Мольтке и Дельп были приговорены к смерти. Дельп внешне не проявил никаких эмоций, а Мольтке улыбнулся.
Приговор Мольтке не был приведен в исполнение в Плётцензее до 23 января. Некоторые его прощальные письма жене сохранились. Они были тайком вынесены из тюрьмы Тегель, куда его отвезли после вынесения приговора. Он пишет о ежечасном ожидании смерти, постоянно объясняя жене, что никогда не был в лучшем настроении и никогда не чувствовал присутствие Господа так близко. «Сначала я должен решительно заявить, что последние часы человеческой жизни ничем не отличаются от других. Я всегда считал, что человек в подобной ситуации не мог чувствовать ничего, кроме страха, постоянно повторяя себе: «Ты в последний раз видишь закат, ты в последний раз ложишься спать, тебе осталось услышать только два раза, как часы пробьют двенадцать». Но ничего подобного! Возможно, тому виной несколько экзальтированное состояние, в котором я нахожусь, не знаю, но я ощущаю душевный подъем. Я могу только молиться Отцу нашему небесному, чтобы Он позволил мне и дальше чувствовать это, поскольку так намного легче для бренной плоти. Как добр ко мне Господь! Рискну показаться истеричным, но я настолько исполнен благодарности, что в моей душе не осталось места больше ни для чего. Он так уверенно и решительно руководил мною в течение тех двух дней. Пусть в суде стоял адский шум, пусть господин Фрейслер и стены суда шатались и угрожали обрушиться, мне было все равно».

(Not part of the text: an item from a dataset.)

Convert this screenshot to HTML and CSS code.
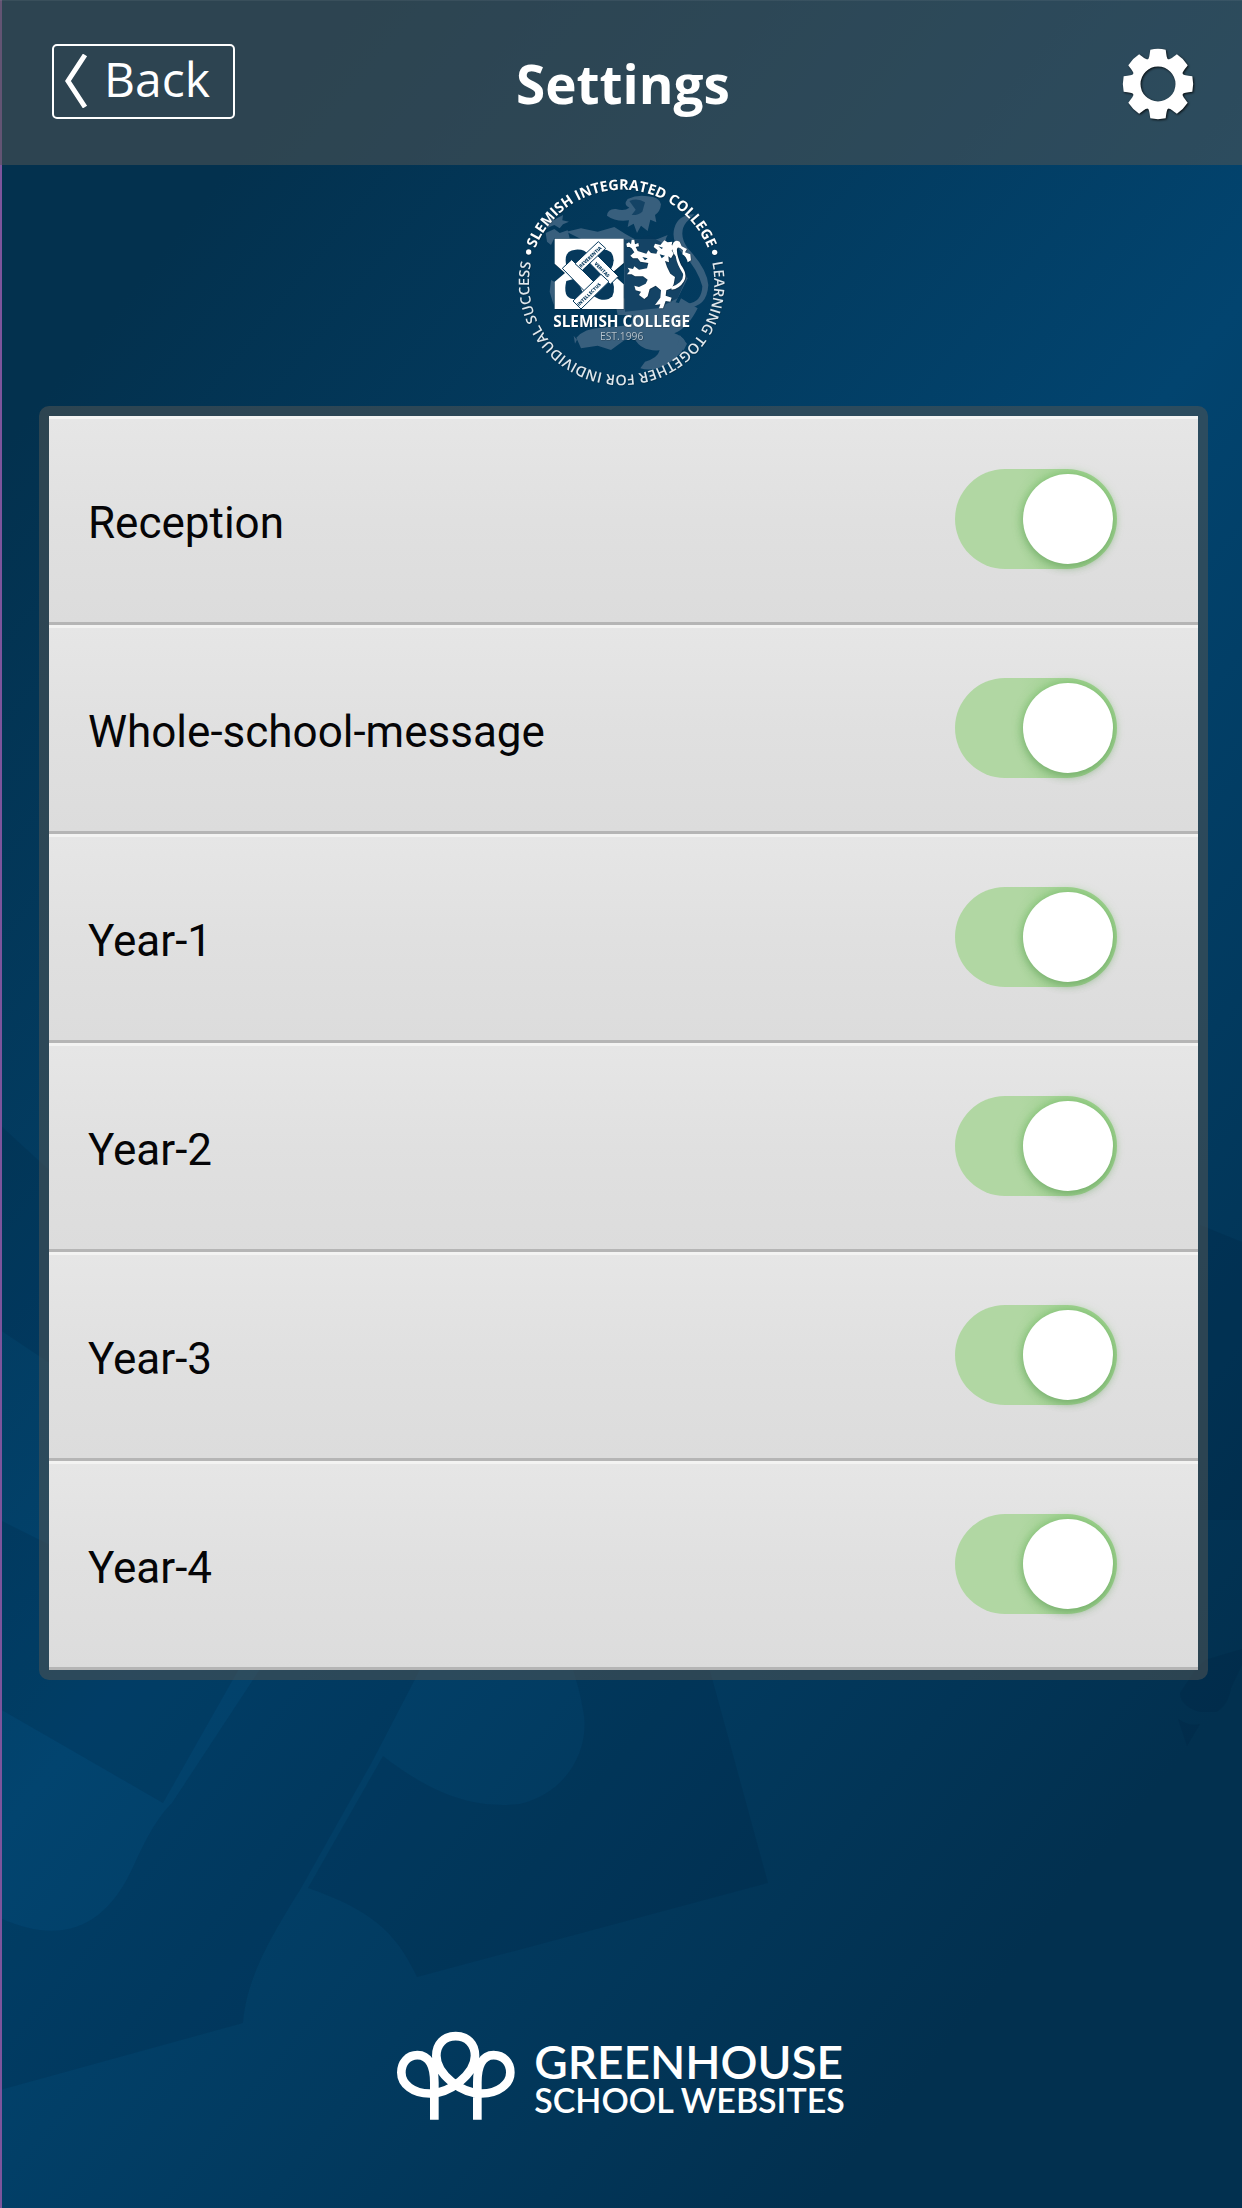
FILE: index.html
```html
<!DOCTYPE html>
<html lang="en">
<head>
<meta charset="utf-8">
<meta name="viewport" content="width=device-width, initial-scale=1">
<title>Settings</title>
<link rel="stylesheet" href="styles.css">
</head>
<body class="app">
<svg class="backdrop" viewBox="0 0 1242 2208" preserveAspectRatio="none" aria-hidden="true">
  <g fill="#021c33" fill-opacity=".15">
    <path d="M0 1125L60 1180V1370L0 1330Z"/>
    <path d="M0 1520L60 1550V1660L244 1660L163 1803L0 1709Z"/>
    <path d="M266 1660H425L372 1762L300 1890C262 1950 246 1985 243 2023L0 2090V1918C60 1945 105 1930 134 1865C150 1830 160 1815 172 1803Z"/>
    <path d="M383 1756C440 1800 480 1808 520 1804C575 1790 590 1740 583 1710Q580 1690 570 1660H707L768 1883L417 1977C395 1930 370 1910 308 1888Z"/>
    <path d="M1200 1225L1242 1242V1520H1200Z"/>
    <path d="M1195 1670L1180 1693Q1180 1706 1200 1712H1216Q1228 1706 1231 1688L1242 1665V1649L1205 1660Z"/>
    <path d="M1178 1719Q1190 1727 1200 1724L1187 1746Z"/>
  </g>
</svg>

<header class="topbar">
  <button class="back" type="button">
    <svg class="back-icon" viewBox="0 0 24 54" aria-hidden="true"><path d="M21 1L4 27L21 53" fill="none" stroke="#fff" stroke-width="5"/></svg>
    <span>Back</span>
  </button>
  <h1 class="title">Settings</h1>
  <button class="gear" type="button" aria-label="Settings menu">
    <svg class="gear-icon" viewBox="-108 -108 216 216" aria-hidden="true">
      <defs><path id="tooth" d="M-33 -70C-25 -78 -26 -86 -23 -103Q0 -108 23 -103C26 -86 25 -78 33 -70Z"/></defs>
      <circle r="66" fill="none" stroke="#fff" stroke-width="27"/>
      <g fill="#fff">
        <use href="#tooth"/><use href="#tooth" transform="rotate(45)"/><use href="#tooth" transform="rotate(90)"/><use href="#tooth" transform="rotate(135)"/>
        <use href="#tooth" transform="rotate(180)"/><use href="#tooth" transform="rotate(225)"/><use href="#tooth" transform="rotate(270)"/><use href="#tooth" transform="rotate(315)"/>
      </g>
    </svg>
  </button>
</header>

<main class="content">
  <svg class="crest" viewBox="0 0 720 690" role="img" aria-label="Slemish Integrated College crest">
    <defs>
      <path id="ring" d="M362 630A278 278 0 0 1 362 74A278 278 0 0 1 362 630"/>
      <path id="ring-low" d="M362 74A278 278 0 0 1 362 630A278 278 0 0 1 362 74"/>
    </defs>
    <g fill="#385f7d">
      <path d="M318 152Q320 130 345 132Q370 140 385 128Q365 120 380 102Q410 88 440 94Q475 96 480 118Q478 140 462 150L466 172L448 164L440 198L420 182L408 204L398 176L380 186L384 166Q345 172 318 152Z"/>
      <path d="M128 170L150 158L160 164L186 150L184 166L204 170L186 178L176 190L160 180L140 188ZM134 204L160 192L176 204L200 196L206 220H160L150 240L138 230Z"/>
      <path d="M196 200L240 190L290 200L340 186L372 206L400 222H240ZM150 345L160 350L158 420L146 380Z"/>
      <path d="M520 190Q530 150 580 148L556 172Q530 205 560 250Q618 310 622 360Q618 430 552 428L560 416Q602 412 604 364Q590 310 540 260Q510 225 520 190Z"/>
      <path d="M370 222H470L500 210Q480 240 520 270L560 340L520 420L450 432L400 430L370 400Z"/>
      <path d="M340 400H470L560 420Q540 450 520 450H350ZM400 430L520 445L540 400L590 430Q560 490 520 505Q560 520 552 545Q530 580 490 602Q450 620 418 610L432 590Q470 580 476 556Q420 560 400 520L370 526L330 555L290 542L240 550L226 518Q250 490 300 488L390 480Z"/>
      <path d="M536 510L558 536L548 556L530 540ZM218 512L228 524L222 536Z"/>
    </g>
    <path fill="#05385b" d="M385 108Q410 98 432 112L424 140Q410 152 392 150L404 134ZM470 226Q440 200 420 222L372 224V440L470 430L530 400L560 330L530 262Z" fill-opacity=".7"/>
    <g class="crest-ring">
      <text class="ring-bold"><textPath href="#ring" startOffset="50%" text-anchor="middle">SLEMISH INTEGRATED COLLEGE</textPath></text>
      <text class="ring-text"><textPath href="#ring-low" startOffset="50%" text-anchor="middle">LEARNING TOGETHER FOR INDIVIDUAL SUCCESS</textPath></text>
      <circle cx="83" cy="261" r="8"/><circle cx="641" cy="262" r="8"/>
    </g>
    <g class="crest-mark">
      <path fill="#fff" d="M161 221H368V294L332 325L368 358V432H161V350L192 324L161 296Z"/>
      <g fill="#06395c">
        <path d="M196 302Q186 256 224 254Q252 252 262 270L226 318Z"/>
        <path d="M272 270Q300 240 330 262Q346 284 330 312L300 318L262 290Z"/>
        <path d="M196 348Q184 398 216 402Q236 404 250 392L226 340Z"/>
        <path d="M276 392Q312 416 334 394Q346 368 330 340L300 332L266 372Z"/>
        <path d="M226 326L262 290L300 326L264 364Z"/>
      </g>
      <g fill="#fff" stroke="#06395c" stroke-width="3">
        <path d="M184 310L212 284L288 360L260 388Z"/>
        <path d="M256 284L280 262L352 334L328 358Z"/>
        <path d="M222 296L292 230L314 250L244 316Z"/>
        <path d="M216 408L300 328L324 350L240 432Z"/>
      </g>
      <g class="knot-text">
        <text transform="translate(240 309) rotate(-43)">REVERENTIA</text>
        <text transform="translate(279 297) rotate(45)">VERITAS</text>
        <text transform="translate(234 424) rotate(-44)">INTELLECTUS</text>
      </g>
      <g fill="#fff">
        <path d="M376 236L384 232L390 238L392 224H400L402 238L412 234L414 244L404 246L410 258L436 266L442 256L450 264L466 266L470 256L458 246L462 236L478 240L490 226L500 232L514 230L512 240L522 246L512 256L518 266L510 280L502 274L504 292L492 288L498 306L508 326L522 336L518 358L512 370L496 376L494 392L512 398L508 410L494 408L486 430L474 430L478 418L462 420L478 398L480 376L464 362L446 372L440 394L430 402L414 390L420 380L404 376L400 362L414 366L434 356L440 344L426 334L402 334L392 328L378 328L386 318L380 308L396 312L400 304L414 314L438 310L442 294L418 290L410 280L396 280L388 272L400 262L392 250L386 246L378 246Z"/>
        <path d="M510 366Q550 352 546 326Q528 300 524 274Q506 250 518 232Q524 224 536 230L542 244L558 252L552 262L568 268L570 286L560 292Q556 274 544 268L546 256Q532 242 528 252Q526 268 540 300Q562 330 548 350Q534 372 512 374Z"/>
      </g>
      <path fill="#06395c" d="M472 244L486 248L482 252ZM476 268L492 272L482 280ZM424 276L440 280L432 286Z"/>
      <text class="crest-name" x="362" y="486" text-anchor="middle">SLEMISH COLLEGE</text>
      <text class="crest-est" x="362" y="524" text-anchor="middle">EST.1996</text>
    </g>
  </svg>

  <ul class="panel">
    <li class="row"><label class="label" for="s1">Reception</label><input class="switch" id="s1" type="checkbox" role="switch" checked></li>
    <li class="row"><label class="label" for="s2">Whole-school-message</label><input class="switch" id="s2" type="checkbox" role="switch" checked></li>
    <li class="row"><label class="label" for="s3">Year-1</label><input class="switch" id="s3" type="checkbox" role="switch" checked></li>
    <li class="row"><label class="label" for="s4">Year-2</label><input class="switch" id="s4" type="checkbox" role="switch" checked></li>
    <li class="row"><label class="label" for="s5">Year-3</label><input class="switch" id="s5" type="checkbox" role="switch" checked></li>
    <li class="row"><label class="label" for="s6">Year-4</label><input class="switch" id="s6" type="checkbox" role="switch" checked></li>
  </ul>
</main>

<footer class="footer">
  <svg class="trees" viewBox="57 61 354 266" aria-hidden="true">
    <path d="M169 327V215C169 165 152 133 118 133C90 133 70 155 70 185C70 220 105 248 155 248C215 248 291 190 291 135C291 100 268 76 233 76C198 76 175 100 175 135C175 190 250 248 311 248C360 248 397 220 397 185C397 155 376 133 347 133C313 133 298 165 298 215V327" fill="none" stroke="#fff" stroke-width="26"/>
  </svg>
  <p class="brand"><span class="brand-top">GREENHOUSE</span><span class="brand-sub">SCHOOL WEBSITES</span></p>
</footer>
</body>
</html>
```
FILE: styles.css
```css
* {
  box-sizing: border-box;
}

.app {
  position: relative;
  display: flex;
  flex-direction: column;
  min-height: 100vh;
  margin: 0;
  background: linear-gradient(129deg, #03314e 12%, #02446f 49%, #02304f 86%);
  box-shadow: inset 2px 0 #7d549c;
  color: #fff;
  font-family: "Open Sans", "Noto Sans", sans-serif;
}

.backdrop {
  position: absolute;
  inset: 0;
  z-index: -1;
  width: 100%;
  height: 100%;
}

.topbar {
  display: grid;
  grid-template-columns: 1fr auto 1fr;
  align-items: center;
  height: 165px;
  padding: 0 48px 4px 52px;
  border-top: 1px solid rgba(255, 255, 255, 0.06);
  background: rgba(79, 83, 84, 0.56);
}

.back {
  display: flex;
  align-items: center;
  justify-self: start;
  gap: 16px;
  height: 75px;
  padding: 0 23px 4px 10px;
  border: 2px solid #fff;
  border-radius: 5px;
  background: none;
  color: inherit;
  font: 400 48px/68px "Open Sans", sans-serif;
}

.back-icon {
  width: 24px;
  height: 54px;
  margin-top: 4px;
}

.title {
  margin: 0;
  padding-top: 6px;
  font-size: 53px;
  font-weight: 700;
  line-height: 72px;
}

.gear {
  justify-self: end;
  width: 72px;
  height: 72px;
  margin-top: 6px;
  padding: 0;
  border: 0;
  background: none;
}

.gear-icon {
  display: block;
  width: 72px;
  height: 72px;
  filter: drop-shadow(1px 1px 1px rgba(0, 0, 0, 0.8));
}

.content {
  display: flex;
  flex-direction: column;
  align-items: center;
}

.crest {
  width: 240px;
  height: 230px;
}

.crest-ring,
.crest-mark {
  filter: drop-shadow(1px 1px 1px rgba(0, 0, 0, 0.5));
}

.crest-ring {
  fill: #fff;
}

.ring-bold {
  font-size: 43px;
  font-weight: 700;
}

.ring-text {
  font-size: 43px;
  font-weight: 600;
  fill: #dfe8ee;
}

.knot-text {
  font-size: 14px;
  font-weight: 800;
  fill: #06395c;
}

.crest-name {
  font-size: 46px;
  font-weight: 700;
  fill: #fff;
}

.crest-est {
  font-size: 31px;
  fill: #b4c4d0;
}

.panel {
  align-self: stretch;
  margin: 11px 34px 0 39px;
  padding: 0;
  border: 10px solid rgba(79, 83, 84, 0.56);
  border-radius: 10px;
  background-clip: padding-box;
  list-style: none;
}

.row {
  display: flex;
  align-items: center;
  justify-content: space-between;
  height: 209px;
  padding: 0 81px 0 39px;
  border-top: 3px solid #f3f3f2;
  border-bottom: 3px solid #b5b5b5;
  background: linear-gradient(#e6e6e6, #e0e0e0 50%, #dcdcdc);
  color: #050507;
}

.label {
  padding-top: 5px;
  font: 400 44px/56px Roboto, sans-serif;
}

.switch {
  appearance: none;
  flex: none;
  width: 162px;
  height: 100px;
  margin: 0 0 3px;
  padding: 5px 4px;
  border-radius: 50px;
  background: #c4c4c4;
}

.switch::before {
  content: "";
  display: block;
  width: 90px;
  height: 90px;
  border-radius: 50%;
  background: #fff;
}

.switch:checked {
  background: linear-gradient(90deg, #b1d7a3 40%, #a2d293 75%);
}

.switch:checked::before {
  margin-left: auto;
  box-shadow: 0 4px 8px rgba(70, 120, 70, 0.3), 0 0 8px 2px rgba(120, 195, 105, 0.6);
}

.footer {
  display: flex;
  align-items: center;
  justify-content: center;
  gap: 19px;
  margin-top: auto;
  padding-bottom: 88px;
}

.trees {
  width: 118px;
  height: 89px;
}

.brand {
  display: flex;
  flex-direction: column;
  margin: 0;
  padding-top: 8px;
  font-family: Lato, sans-serif;
  font-weight: 600;
}

.brand-top {
  font-size: 46px;
  line-height: 40px;
}

.brand-sub {
  font-size: 34px;
  line-height: 36px;
}
```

Эти последние письма опирались на надежду Мольтке, что с его женой и детьми все будет в порядке – им поможет вера. Даже расставание с ними не представлялось ему настоящей разлукой. Он чувствовал, что его супруга и он образуют «единую созидательную мысль». Он помнил чувство единения, которое испытал, когда во время одного из ее посещений тюрьмы они вместе принимали Святое причастие. «Я немного всплакнул, но не потому, что был расстроен, пал духом или желал вернуть прошлое, нет, причиной моих слез была благодарность, потому что я никогда не ощущал присутствие Бога так полно и всеобъемлюще. Это правда, что мы не можем встретиться с Ним лицом к лицу, но мы не можем не оказаться всецело под Его властью, когда внезапно осознаем, что на протяжении всей нашей жизни Господь шел впереди нас, как облачко жарким днем или яркий огонь в ночи. Он дает нам это почувствовать неожиданно и сразу. А это значит, что больше ничего не может случиться».
Мольтке был повешен в Плётцензее 23 января, через тринадцать дней после вынесения приговора. Пёльхау, капеллан тюрьмы Тегель, сам бывший членом «группы Мольтке», хотя и остался вне подозрений у нацистов, принес из тюрьмы его прощальные письма. Он же рассказал о последнем дне Мольтке: «23 января я пришел к нему около 11 часов, мы обменялись письмами. Когда же я заглянул в его камеру около часа дня, как это делал обычно, там уже никого не было. Его неожиданно отправили в Плётцензее. Я сразу позвонил туда, но он еще не прибыл, хотя ожидался с минуты на минуту. Мой коллега – католик Бухгольц – вызвался немедленно отправиться в камеру смертников. Он пришел как раз вовремя, чтобы встретить осужденного, и позже сказал Фрейе, что Гельмут прошел свой последний путь спокойно и с достоинством».